Employee’s Request To Revise Drug Policy To Address CBD Use Was Not A Reasonable Accommodation
A federal court in Tennessee dismissed an employee’s lawsuit in which she claimed that her employer should have changed its drug policy to allow CBD use. Hamric v. City of Murfreesboro, Case No. 3:18-cv-01239 (September 10, 2020).
The City of Murfreesboro hired Hamric as a Cultural Arts Program Specialist in August of 2015. Her job duties included teaching children’s art classes and teaching adult artist development courses, among other things. The position subjected Hamric to pre-employment drug testing, for cause testing, random testing and testing for promotions into safety-sensitive positions.
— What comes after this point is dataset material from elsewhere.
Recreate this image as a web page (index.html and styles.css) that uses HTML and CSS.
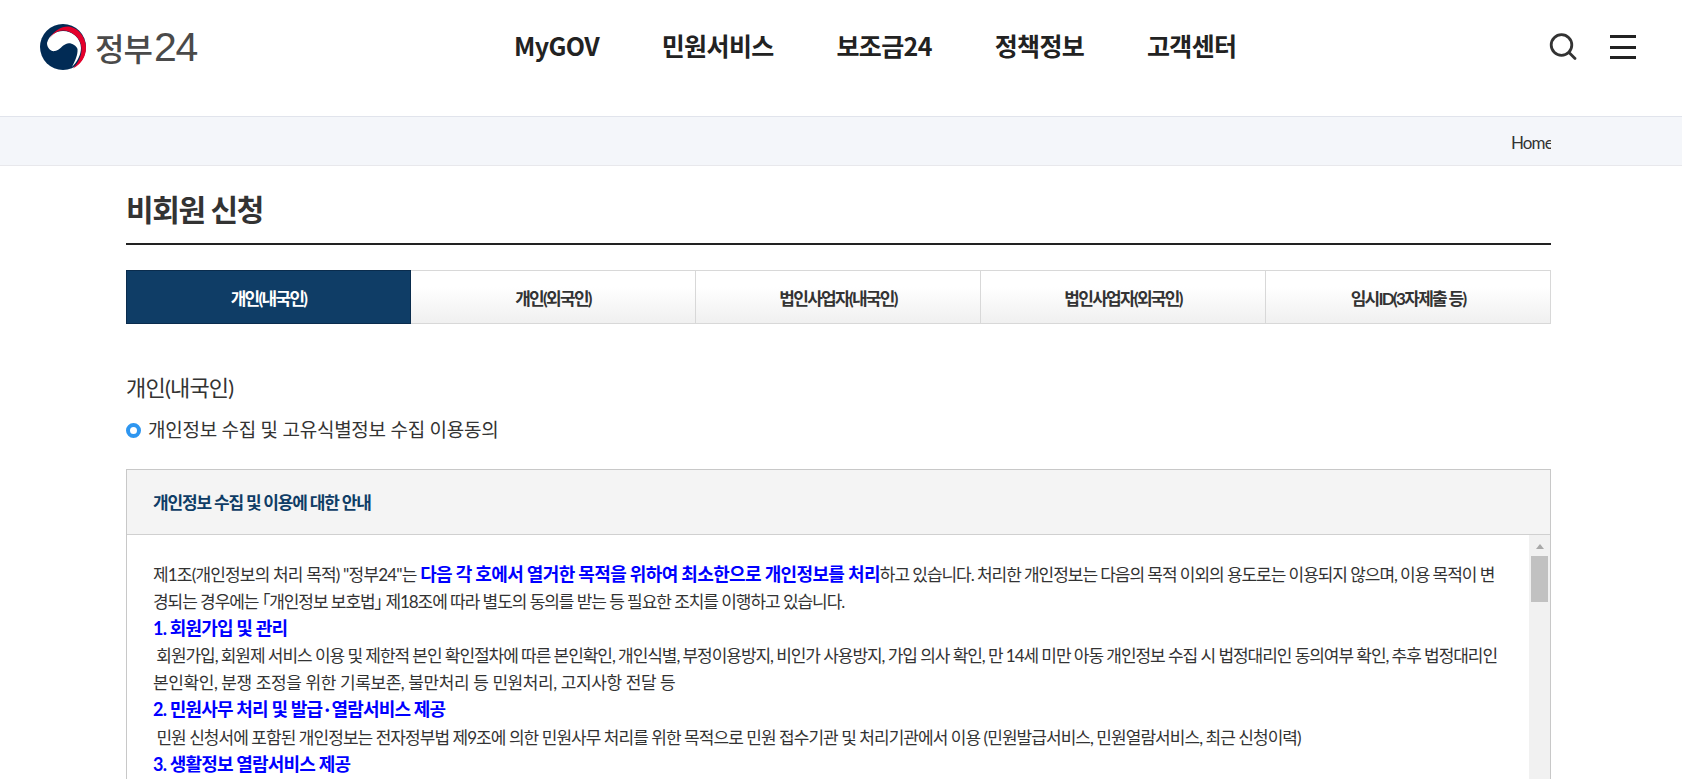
FILE: index.html
```html
<!DOCTYPE html>
<html lang="ko">
<head>
<meta charset="utf-8">
<title>비회원 신청 | 정부24</title>
<link rel="stylesheet" href="styles.css">
</head>
<body>
<header class="site-header">
  <a class="logo" href="#">
    <svg class="logo-mark" width="54" height="54" viewBox="0 0 54 54">
      <circle cx="27" cy="27" r="23" fill="#012b55"/>
      <path d="M11 23 C13 15 20 11 27 11 C36 11 45 18 45 28 C45 35 41 42 36 47 C39 41 42 35 41.500 29 C40 25 34 22 30 24 C26 25.500 24 30 19 31 C15 32 11 28 11 23 Z" fill="#fff"/>
      <path d="M13 19.500 C18 10 26 6 33 6.500 C43 8 50 18 50 28 C50 37 45 44 37 48.500 C42 43 46 36 45.500 28 C45 17 35 10.500 27 10.500 C21 10.500 16 14.500 13 19.500 Z" fill="#e4002b"/>
    </svg>
    <span class="logo-text">정부<span class="logo-num">24</span></span>
  </a>
  <nav class="gnb">
    <a href="#">MyGOV</a>
    <a href="#">민원서비스</a>
    <a href="#">보조금24</a>
    <a href="#">정책정보</a>
    <a href="#">고객센터</a>
  </nav>
  <div class="header-tools">
    <svg width="28" height="28" viewBox="0 0 28 28" fill="none" stroke="#333" stroke-width="2.800">
      <circle cx="12.500" cy="12" r="10.300"/>
      <path d="M20 19.500 L26 25.500" stroke-linecap="round"/>
    </svg>
    <div class="hamburger"><i></i><i></i><i></i></div>
  </div>
</header>
<div class="crumb-bar"><div class="crumb-inner">Home</div></div>
<main class="content">
  <h1 class="page-title">비회원 신청</h1>
  <ul class="tabs">
    <li class="tab active">개인(내국인)</li>
    <li class="tab">개인(외국인)</li>
    <li class="tab">법인사업자(내국인)</li>
    <li class="tab">법인사업자(외국인)</li>
    <li class="tab">임시ID(3자제출 등)</li>
  </ul>
  <h2 class="sec-title">개인(내국인)</h2>
  <h3 class="sub-title"><span class="bullet"></span>개인정보 수집 및 고유식별정보 수집 이용동의</h3>
  <section class="terms">
    <div class="terms-head">개인정보 수집 및 이용에 대한 안내</div>
    <div class="terms-body">
      <div class="terms-text">
        <p class="lead">제1조(개인정보의 처리 목적) "정부24"는 <b>다음 각 호에서 열거한 목적을 위하여 최소한으로 개인정보를 처리</b><span class="lead-rest">하고 있습니다. 처리한 개인정보는 다음의 목적 이외의 용도로는 이용되지 않으며, 이용 목적이 변경되는 경우에는 <span class="cjk-mark">「</span>개인정보 보호법<span class="cjk-mark">」</span> 제18조에 따라 별도의 동의를 받는 등 필요한 조치를 이행하고 있습니다.</span></p>
        <p><b class="item">1. 회원가입 및 관리</b></p>
        <p class="tight">&nbsp;회원가입, 회원제 서비스 이용 및 제한적 본인 확인절차에 따른 본인확인, 개인식별, 부정이용방지, 비인가 사용방지, 가입 의사 확인, 만 14세 미만 아동 개인정보 수집 시 법정대리인 동의여부 확인, 추후 법정대리인 <span class="loose">본인확인, 분쟁 조정을 위한 기록보존, 불만처리 등 민원처리, 고지사항 전달 등</span></p>
        <p><b class="item">2. 민원사무 처리 및 발급<span class="dot">·</span>열람서비스 제공</b></p>
        <p>&nbsp;민원 신청서에 포함된 개인정보는 전자정부법 제9조에 의한 민원사무 처리를 위한 목적으로 민원 접수기관 및 처리기관에서 이용 (민원발급서비스, 민원열람서비스, 최근 신청이력)</p>
        <p><b class="item">3. 생활정보 열람서비스 제공</b></p>
      </div>
      <div class="scrollbar"><span class="arrow"></span><span class="thumb"></span></div>
    </div>
  </section>
</main>
</body>
</html>
```
FILE: styles.css
```css
* { box-sizing: border-box; }
html, body { margin: 0; height: 779px; overflow: hidden; background: #fff; }
body { font-family: Lato, "Noto Sans CJK KR", sans-serif; color: #333; }
a { color: inherit; text-decoration: none; }
h1, h2, h3, p, ul { margin: 0; padding: 0; }
ul { list-style: none; }

.site-header { height: 116px; display: flex; align-items: flex-start; position: relative; }
.logo { display: flex; align-items: center; margin: 20px 0 0 36px; width: 464px; }
.logo-mark { display: block; }
.logo-text { margin-left: 5px; font-family: "Noto Sans CJK KR", sans-serif; font-size: 32px; font-weight: 500; line-height: 50px; letter-spacing: -1px; color: #4a4a4a; }
.logo-num { font-family: "Liberation Sans", sans-serif; font-size: 41px; font-weight: 400; letter-spacing: -1.200px; margin-left: 2px; }
.gnb { display: flex; gap: 62.700px; margin: 24px 0 0 14px; font-family: "Noto Sans CJK KR", sans-serif; font-size: 25px; line-height: 42px; font-weight: 700; color: #222; letter-spacing: -0.600px; }
.header-tools { display: flex; align-items: center; gap: 33px; margin-left: auto; margin-right: 46px; margin-top: 33px; }
.hamburger { width: 26px; height: 24px; display: flex; flex-direction: column; justify-content: space-between; }
.hamburger i { display: block; height: 3px; background: #222; }

.crumb-bar { height: 50px; background: #f4f6fa; border-top: 1px solid #e1e4ec; border-bottom: 1px solid #e8e8ec; }
.crumb-inner { width: 1425px; height: 48px; margin-left: 126px; padding-left: 1385px; overflow: hidden; white-space: nowrap; font-size: 17px; line-height: 51px; letter-spacing: -0.900px; color: #333; }

.content { width: 1425px; margin-left: 126px; }
.page-title { height: 79px; padding-top: 22px; font-size: 30px; line-height: 42px; font-weight: 700; letter-spacing: -1.400px; color: #333; border-bottom: 2px solid #222; }
.tabs { display: grid; grid-template-columns: repeat(5, 1fr); margin-top: 25px; height: 54px; }
.tab { display: flex; align-items: center; justify-content: center; font-size: 17px; font-weight: 700; letter-spacing: -1.700px; color: #333; border: 1px solid #d8d8d8; border-left: 0; background: linear-gradient(#fff 30%, #f0f0f0); }
.tab.active { background: #0f3d66; border: 1px solid #0a2c4d; color: #fff; }
.sec-title { margin-top: 48px; font-size: 22px; line-height: 32px; font-weight: 400; letter-spacing: -0.800px; color: #333; }
.sub-title { display: flex; align-items: center; margin-top: 11px; font-size: 19px; line-height: 30px; font-weight: 400; letter-spacing: -0.250px; color: #333; }
.bullet { width: 15px; height: 15px; margin-right: 7px; border: 4px solid #2e96f0; border-radius: 50%; background: #fff; }
.terms { margin-top: 24px; border: 1px solid #c8c8c8; height: 400px; }
.terms-head { height: 65px; padding-left: 26px; background: #f4f4f4; border-bottom: 1px solid #d0d0d0; font-size: 17px; line-height: 65px; font-weight: 700; letter-spacing: -1.150px; color: #0f3d66; }
.terms-body { display: flex; height: 334px; }
.terms-text { flex: 1; padding: 26px 26px 0 26px; font-size: 17px; line-height: 27.100px; letter-spacing: -0.950px; color: #333; word-break: break-all; }
.lead { letter-spacing: -0.820px; }
.lead b { font-size: 18px; letter-spacing: -0.640px; }
.lead-rest { letter-spacing: -1.050px; }
.tight { letter-spacing: -1.050px; }
.loose { letter-spacing: -0.400px; }
.cjk-mark { font-feature-settings: "palt"; }
.terms-text b { font-weight: 700; color: #0000ff; }
.terms-text b.item { font-size: 18px; letter-spacing: -0.800px; }
.dot { padding: 0 2.500px; }
.scrollbar { width: 21px; background: #f1f1f1; position: relative; padding: 0 2px; }
.arrow { display: block; margin: 9px auto 0; width: 0; height: 0; border-left: 4.500px solid transparent; border-right: 4.500px solid transparent; border-bottom: 5px solid #a8a8a8; }
.thumb { display: block; margin-top: 7px; height: 46px; background: #c1c1c1; }
```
During her employment, Hamric told her supervisor that she used cannabidiol (CBD) to treat anxiety, chronic fatigue syndrome and fibromyalgia, although she did not have a formal medical recommendation to do so.
In 2018, Hamric was recommended for a promotion and was required to pass a drug test. She tested positive for marijuana and blamed the result on her use of CBD.
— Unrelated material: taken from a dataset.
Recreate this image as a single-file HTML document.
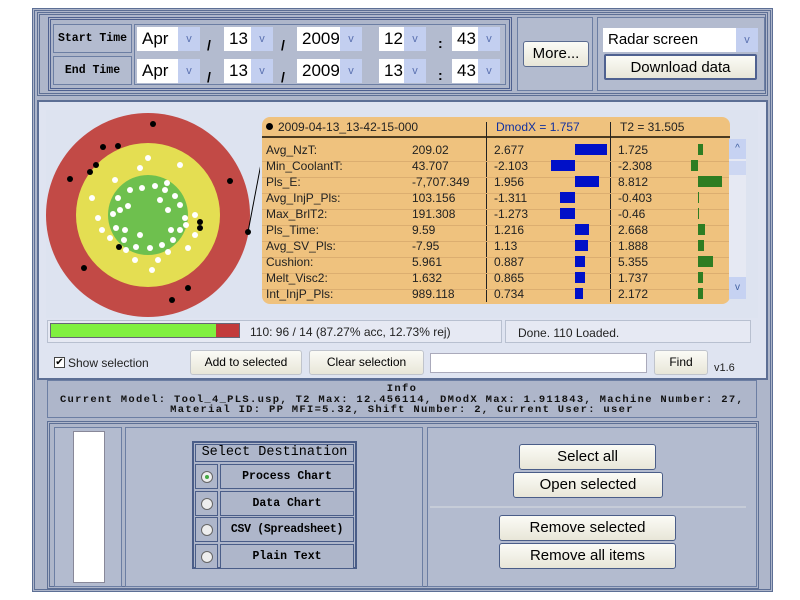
<!DOCTYPE html><html><head><style>
*{box-sizing:border-box;margin:0;padding:0}
body{width:800px;height:600px;background:#fff;position:relative;overflow:hidden;font-family:"Liberation Sans",sans-serif}
.a{position:absolute}
.fr{position:absolute;border:2px solid #5d6f95;background:#aeb6ca}
.in{position:absolute;border:1px solid #6c7ea3;background:#b3bbcf}
.mono{font-family:"Liberation Mono",monospace;font-weight:bold}
.sel{position:absolute;background:#fff;height:24px;font-size:17px;line-height:24px;padding-left:5px;color:#000}
.sel i{position:absolute;right:0;top:0;width:22px;height:24px;background:#c3cff0;font-style:normal;font-size:11px;color:#5a70b0;text-align:center;line-height:24px}
.btn{position:absolute;background:linear-gradient(#fbfbf6,#e8e6d8);border:1px solid #7a879f;border-radius:3px;text-align:center;color:#000}
.row{position:absolute;left:0;width:468px;height:24px;font-size:12px;line-height:24px;color:#222;border-bottom:1px solid #dcae70}
.row span{position:absolute}
.bb{position:absolute;top:6px;height:11px;background:#0010c8}
.gb{position:absolute;top:6px;height:11px;background:#2e7d22}
.rad{position:absolute;border:1px solid #4a5d88;background:#aeb6ca}
.sl{position:absolute;font-size:14px;font-weight:bold}
</style></head><body>
<div class="a" style="left:32px;top:8px;width:741px;height:584px;border:3px double #5d6f95;background:#aeb6ca"></div>
<div class="fr" style="left:37px;top:12px;width:731px;height:84px;border:3px double #5d6f95"></div>
<div class="a" style="left:48px;top:17px;width:464px;height:74px;border:3px double #4f6190;background:#aeb6ca"></div>
<div class="in mono" style="left:53px;top:24px;width:79px;height:29px;font-size:11.5px;line-height:27px;text-align:center;white-space:nowrap">Start Time</div>
<div class="in mono" style="left:53px;top:56px;width:79px;height:29px;font-size:11.5px;line-height:27px;text-align:center">End Time</div>
<div class="in" style="left:134px;top:24px;width:372px;height:61px"></div>
<div class="sel" style="left:137px;top:27px;width:63px">Apr<i>v</i></div>
<div class="sel" style="left:224px;top:27px;width:49px">13<i>v</i></div>
<div class="sel" style="left:297px;top:27px;width:65px">2009<i>v</i></div>
<div class="sel" style="left:379px;top:27px;width:47px">12<i>v</i></div>
<div class="sel" style="left:452px;top:27px;width:48px">43<i>v</i></div>
<div class="sel" style="left:137px;top:59px;width:63px">Apr<i>v</i></div>
<div class="sel" style="left:224px;top:59px;width:49px">13<i>v</i></div>
<div class="sel" style="left:297px;top:59px;width:65px">2009<i>v</i></div>
<div class="sel" style="left:379px;top:59px;width:47px">13<i>v</i></div>
<div class="sel" style="left:452px;top:59px;width:48px">43<i>v</i></div>
<div class="sl" style="left:207px;top:37px">/</div>
<div class="sl" style="left:281px;top:37px">/</div>
<div class="sl" style="left:207px;top:69px">/</div>
<div class="sl" style="left:281px;top:69px">/</div>
<div class="sl" style="left:438px;top:35px">:</div>
<div class="sl" style="left:438px;top:67px">:</div>
<div class="in" style="left:517px;top:17px;width:76px;height:74px"></div>
<div class="btn" style="left:523px;top:41px;width:66px;height:26px;font-size:15px;line-height:24px;border-color:#5a6b90">More...</div>
<div class="in" style="left:597px;top:17px;width:168px;height:74px"></div>
<div class="sel" style="left:603px;top:28px;width:155px;font-size:15px">Radar screen<i>v</i></div>
<div class="btn" style="left:604px;top:54px;width:153px;height:26px;font-size:15px;line-height:24px;border:2px solid #4f6190;border-radius:2px">Download data</div>
<div class="a" style="left:37px;top:100px;width:731px;height:280px;border:2px solid #5d6f95;background:#dfe4f1"></div>
<div class="a" style="left:46px;top:110px;width:712px;height:208px;background:#dde3f0"></div>
<svg class="a" style="left:40px;top:110px" width="220" height="210">
<circle cx="108" cy="105" r="102" fill="#c24a46"/>
<circle cx="108" cy="105" r="72" fill="#e4de52"/>
<circle cx="108" cy="105" r="40" fill="#6ec04e"/>
<g fill="#fff">
<circle cx="78" cy="88" r="3"/><circle cx="90" cy="80" r="3"/><circle cx="102" cy="78" r="3"/><circle cx="115" cy="76" r="3"/><circle cx="125" cy="80" r="3"/><circle cx="135" cy="86" r="3"/><circle cx="140" cy="95" r="3"/><circle cx="145" cy="108" r="3"/><circle cx="140" cy="120" r="3"/><circle cx="133" cy="130" r="3"/><circle cx="122" cy="135" r="3"/><circle cx="110" cy="138" r="3"/><circle cx="96" cy="137" r="3"/><circle cx="84" cy="130" r="3"/><circle cx="76" cy="118" r="3"/><circle cx="73" cy="104" r="3"/><circle cx="80" cy="100" r="3"/><circle cx="128" cy="100" r="3"/><circle cx="58" cy="108" r="3"/><circle cx="52" cy="88" r="3"/><circle cx="75" cy="70" r="3"/><circle cx="108" cy="48" r="3"/><circle cx="140" cy="55" r="3"/><circle cx="155" cy="105" r="3"/><circle cx="155" cy="125" r="3"/><circle cx="100" cy="58" r="3"/><circle cx="118" cy="150" r="3"/><circle cx="95" cy="150" r="3"/><circle cx="85" cy="120" r="3"/><circle cx="128" cy="142" r="3"/><circle cx="148" cy="138" r="3"/><circle cx="70" cy="128" r="3"/><circle cx="112" cy="160" r="3"/><circle cx="120" cy="90" r="3"/><circle cx="88" cy="96" r="3"/><circle cx="100" cy="125" r="3"/><circle cx="146" cy="115" r="3"/><circle cx="131" cy="120" r="3"/><circle cx="127" cy="73" r="3"/><circle cx="86" cy="140" r="3"/><circle cx="62" cy="120" r="3"/>
</g>
<g fill="#000">
<circle cx="113" cy="14" r="3"/><circle cx="63" cy="37" r="3"/><circle cx="78" cy="36" r="3"/><circle cx="56" cy="55" r="3"/><circle cx="50" cy="62" r="3"/><circle cx="30" cy="69" r="3"/><circle cx="190" cy="71" r="3"/><circle cx="160" cy="112" r="3"/><circle cx="160" cy="118" r="3"/><circle cx="208" cy="122" r="3"/><circle cx="79" cy="137" r="3"/><circle cx="44" cy="158" r="3"/><circle cx="148" cy="178" r="3"/><circle cx="132" cy="190" r="3"/>
</g>
<line x1="208" y1="122" x2="228" y2="17" stroke="#000" stroke-width="1"/>
</svg>
<div class="a" style="left:262px;top:117px;width:468px;height:187px;background:#efc27e;border-radius:8px">
<div class="a" style="left:4px;top:6px;width:7px;height:7px;border-radius:50%;background:#000"></div>
<div class="a" style="left:16px;top:3px;font-size:12px;color:#222">2009-04-13_13-42-15-000</div>
<div class="a" style="left:234px;top:3px;font-size:12px;color:#1030a0">DmodX = 1.757</div>
<div class="a" style="left:358px;top:3px;font-size:12px;color:#222">T2 = 31.505</div>
<div class="a" style="left:0;top:19px;width:468px;height:2px;background:#4a3a20"></div>
<div class="a" style="left:224px;top:5px;width:1px;height:180px;background:#222"></div>
<div class="a" style="left:348px;top:5px;width:1px;height:180px;background:#222"></div>
<div class="a" style="left:0;top:21px;width:468px">
<div class="row" style="top:0"><span style="left:4px">Avg_NzT:</span><span style="left:150px">209.02</span><span style="left:232px">2.677</span><div class="bb" style="left:313px;width:32px"></div><span style="left:356px">1.725</span><div class="gb" style="left:436px;width:5px"></div></div>
<div class="row" style="top:16px"><span style="left:4px">Min_CoolantT:</span><span style="left:150px">43.707</span><span style="left:232px">-2.103</span><div class="bb" style="left:289px;width:24px"></div><span style="left:356px">-2.308</span><div class="gb" style="left:429px;width:7px"></div></div>
<div class="row" style="top:32px"><span style="left:4px">Pls_E:</span><span style="left:150px">-7,707.349</span><span style="left:232px">1.956</span><div class="bb" style="left:313px;width:24px"></div><span style="left:356px">8.812</span><div class="gb" style="left:436px;width:24px"></div></div>
<div class="row" style="top:48px"><span style="left:4px">Avg_InjP_Pls:</span><span style="left:150px">103.156</span><span style="left:232px">-1.311</span><div class="bb" style="left:298px;width:15px"></div><span style="left:356px">-0.403</span><div class="gb" style="left:436px;width:1px"></div></div>
<div class="row" style="top:64px"><span style="left:4px">Max_BrlT2:</span><span style="left:150px">191.308</span><span style="left:232px">-1.273</span><div class="bb" style="left:298px;width:15px"></div><span style="left:356px">-0.46</span><div class="gb" style="left:436px;width:1px"></div></div>
<div class="row" style="top:80px"><span style="left:4px">Pls_Time:</span><span style="left:150px">9.59</span><span style="left:232px">1.216</span><div class="bb" style="left:313px;width:14px"></div><span style="left:356px">2.668</span><div class="gb" style="left:436px;width:7px"></div></div>
<div class="row" style="top:96px"><span style="left:4px">Avg_SV_Pls:</span><span style="left:150px">-7.95</span><span style="left:232px">1.13</span><div class="bb" style="left:313px;width:13px"></div><span style="left:356px">1.888</span><div class="gb" style="left:436px;width:6px"></div></div>
<div class="row" style="top:112px"><span style="left:4px">Cushion:</span><span style="left:150px">5.961</span><span style="left:232px">0.887</span><div class="bb" style="left:313px;width:10px"></div><span style="left:356px">5.355</span><div class="gb" style="left:436px;width:15px"></div></div>
<div class="row" style="top:128px"><span style="left:4px">Melt_Visc2:</span><span style="left:150px">1.632</span><span style="left:232px">0.865</span><div class="bb" style="left:313px;width:10px"></div><span style="left:356px">1.737</span><div class="gb" style="left:436px;width:5px"></div></div>
<div class="row" style="top:144px;border:0"><span style="left:4px">Int_InjP_Pls:</span><span style="left:150px">989.118</span><span style="left:232px">0.734</span><div class="bb" style="left:313px;width:8px"></div><span style="left:356px">2.172</span><div class="gb" style="left:436px;width:5px"></div></div>
</div>
<div class="a" style="left:467px;top:22px;width:17px;height:160px;background:#e6e9f3"></div>
<div class="a" style="left:467px;top:22px;width:17px;height:20px;background:#c6d2f2;font-size:10px;color:#4060a0;text-align:center;line-height:20px">^</div>
<div class="a" style="left:467px;top:44px;width:17px;height:14px;background:#cdd7f2"></div>
<div class="a" style="left:467px;top:160px;width:17px;height:22px;background:#c6d2f2;font-size:10px;color:#4060a0;text-align:center;line-height:22px">v</div>
</div>
<div class="a" style="left:47px;top:320px;width:455px;height:23px;border:1px solid #b8c0d0;background:#e6e9f3"></div>
<div class="a" style="left:50px;top:323px;width:190px;height:15px;border:1px solid #667;background:#c23b3b"><div style="width:165px;height:13px;background:#80f040"></div></div>
<div class="a" style="left:250px;top:325px;font-size:12px;color:#222">110: 96 / 14 (87.27% acc, 12.73% rej)</div>
<div class="a" style="left:505px;top:320px;width:246px;height:23px;border:1px solid #b8c0d0;background:#e6e9f3;font-size:12px;color:#222;padding:5px 0 0 12px">Done. 110 Loaded.</div>
<div class="a" style="left:54px;top:357px;width:11px;height:11px;border:1px solid #444;background:#fff;font-size:10px;line-height:9px;text-align:center">✔</div>
<div class="a" style="left:68px;top:356px;font-size:12px;color:#222">Show selection</div>
<div class="btn" style="left:190px;top:350px;width:112px;height:25px;font-size:12px;line-height:23px;border-color:#c0c4cc">Add to selected</div>
<div class="btn" style="left:309px;top:350px;width:115px;height:25px;font-size:12px;line-height:23px;border-color:#c0c4cc">Clear selection</div>
<div class="a" style="left:430px;top:353px;width:217px;height:20px;background:#fff;border:1px solid #aab"></div>
<div class="btn" style="left:654px;top:350px;width:54px;height:25px;font-size:12px;line-height:23px;border-color:#c0c4cc">Find</div>
<div class="a" style="left:714px;top:362px;font-size:11px;color:#222">v1.6</div>
<div class="a mono" style="left:47px;top:380px;width:710px;height:38px;border:1px solid #6c7ea3;background:#aeb6ca;font-size:10.5px;line-height:10.5px;text-align:center;padding-top:3px;color:#111;white-space:nowrap;letter-spacing:1.3px">Info<br>Current Model: Tool_4_PLS.usp, T2 Max: 12.456114, DModX Max: 1.911843, Machine Number: 27,<br>Material ID: PP MFI=5.32, Shift Number: 2, Current User: user</div>
<div class="a" style="left:47px;top:421px;width:712px;height:168px;border:3px double #5d6f95;background:#aeb6ca"></div>
<div class="in" style="left:54px;top:427px;width:68px;height:160px"></div>
<div class="a" style="left:73px;top:431px;width:32px;height:152px;background:#fff;border:1px solid #889"></div>
<div class="in" style="left:125px;top:427px;width:298px;height:160px"></div>
<div class="in" style="left:427px;top:427px;width:330px;height:160px"></div>
<div class="a" style="left:192px;top:441px;width:165px;height:128px;border:2px solid #4a5d88;background:#aeb6ca"></div>
<div class="rad mono" style="left:195px;top:444px;width:159px;height:18px;font-size:13.5px;font-weight:normal;text-align:center;line-height:16px;white-space:nowrap">Select Destination</div>
<div class="rad" style="left:195px;top:464px;width:23px;height:25px"></div><div class="rad mono" style="left:220px;top:464px;width:134px;height:25px;font-size:11.5px;text-align:center;line-height:23px">Process Chart</div>
<div class="rad" style="left:195px;top:491px;width:23px;height:25px"></div><div class="rad mono" style="left:220px;top:491px;width:134px;height:25px;font-size:11.5px;text-align:center;line-height:23px">Data Chart</div>
<div class="rad" style="left:195px;top:517px;width:23px;height:25px"></div><div class="rad mono" style="left:220px;top:517px;width:134px;height:25px;font-size:11.5px;text-align:center;line-height:23px;white-space:nowrap;letter-spacing:-0.3px">CSV (Spreadsheet)</div>
<div class="rad" style="left:195px;top:544px;width:23px;height:25px"></div><div class="rad mono" style="left:220px;top:544px;width:134px;height:25px;font-size:11.5px;text-align:center;line-height:23px">Plain Text</div>
<div class="a" style="left:201px;top:471px;width:12px;height:12px;border-radius:50%;border:1px solid #666;background:#eee"><div style="margin:3px;width:4px;height:4px;border-radius:50%;background:#4a4"></div></div>
<div class="a" style="left:201px;top:498px;width:12px;height:12px;border-radius:50%;border:1px solid #666;background:#eee"></div>
<div class="a" style="left:201px;top:524px;width:12px;height:12px;border-radius:50%;border:1px solid #666;background:#eee"></div>
<div class="a" style="left:201px;top:551px;width:12px;height:12px;border-radius:50%;border:1px solid #666;background:#eee"></div>
<div class="btn" style="left:519px;top:444px;width:137px;height:26px;font-size:15px;line-height:24px;border-color:#4a5d88">Select all</div>
<div class="btn" style="left:513px;top:472px;width:150px;height:26px;font-size:15px;line-height:24px;border-color:#4a5d88">Open selected</div>
<div class="a" style="left:430px;top:506px;width:316px;height:2px;background:#c6ccd8"></div>
<div class="btn" style="left:499px;top:515px;width:177px;height:26px;font-size:15px;line-height:24px;border-color:#4a5d88">Remove selected</div>
<div class="btn" style="left:499px;top:543px;width:177px;height:26px;font-size:15px;line-height:24px;border-color:#4a5d88">Remove all items</div>
</body></html>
When Hamric was advised that she likely would be terminated for the failed drug test, she resigned. In her resignation letter, she stated that the city should revise its drug policy to address CBD use. She later filed suit alleging that she was discriminated against on the basis of her disability in violation of the Americans with Disabilities Act as well as the Tennessee Disability Act.
The court dismissed the discriminatory discharge claim because none of the decision-makers were aware that Hamric was disabled. Her failure-to-accommodate claim also was dismissed because she failed to provide evidence that her request to revise the drug policy was necessary to enable her to perform her essential job functions.